Some of the key headlines in this war on women have come from the battle to defund Planned Parenthood. Tim Stanley of Planned Parenthood of Minnesota, North Dakota and South Dakota reminded us of the gut-wrenching attacks on women's healthcare in America. And that these radicals will go so far as to hold American prosperity hostage solely because they don't like Planned Parenthood's mission. Planned Parenthood provides comprehensive medical care and education that is often out of reach for poor women. They believe that access to health care is fundamental to personal aspirations, self-determination, and fundamental to a just society. Sen. Clark reminded us that prior to the Affordable Care Act, women could be rejected for health insurance solely on the basis of 'having the pre-existing condition' of being a women.
This war on women continued with legislator's moves to cut back family planning, eliminate social security and medicare, redefine rape and demonize public workers (60% are women). In Minnesota, we've seen many bills aimed at either lessoning or eliminating protections women have in the state. According to state Representative Marion Greene, the GOP majority has lost their individuality and voice to a small extreme faction. Stating that when countries or states are in financial crisis women overwhelming suffer more than men. This fact is demonstrated with some of the legislation coming from our state legislature: remove pay equity reporting laws, various attacks on choice, ban funding for abortions, gag rule, voter id, removal of the renters credit, no action taken on early childhood education, cuts in payments to family personal care, and transit cuts (55% of users are women and 60% are going to/from work). She doesn't believe that these attacks are purposely singling out women but agrees that it is a purposeful blindness.

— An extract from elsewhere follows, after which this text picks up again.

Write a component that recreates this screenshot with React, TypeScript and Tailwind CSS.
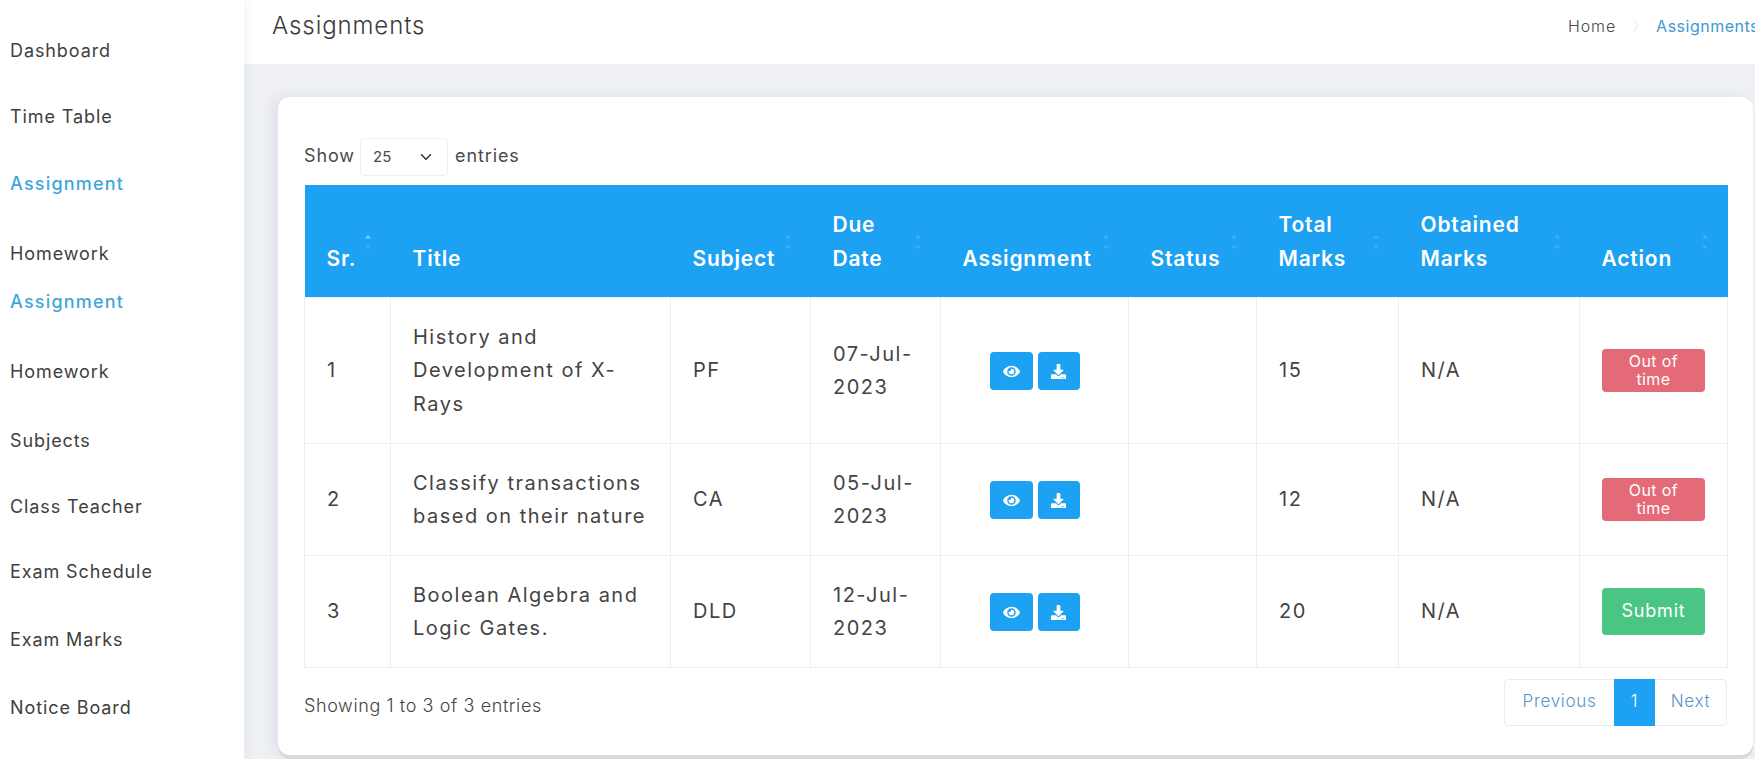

What exactly can we do to make substantive change? Vote, donate (time and money) and get others to vote! In 2010, a large block of voters who turned out for President Obama just stayed home. We need make the connection between the home/personal life and what happens in the political realm. According to Fartun Weli (an immigrant women's healthcare advocate), this is especially important for minority communities. Youth and minorities are least likely to make this personal connection and therefore least likely to vote. According to Representative Ellison, issues like the proposed marriage discrimination amendment in Minnesota and equal rights amendment can be rallying cries for voters - on both sides. We just need to make sure we get out there and turn out the vote more than the other side. And EVERY panelist agreed that we need to door knock, door knock, door knock.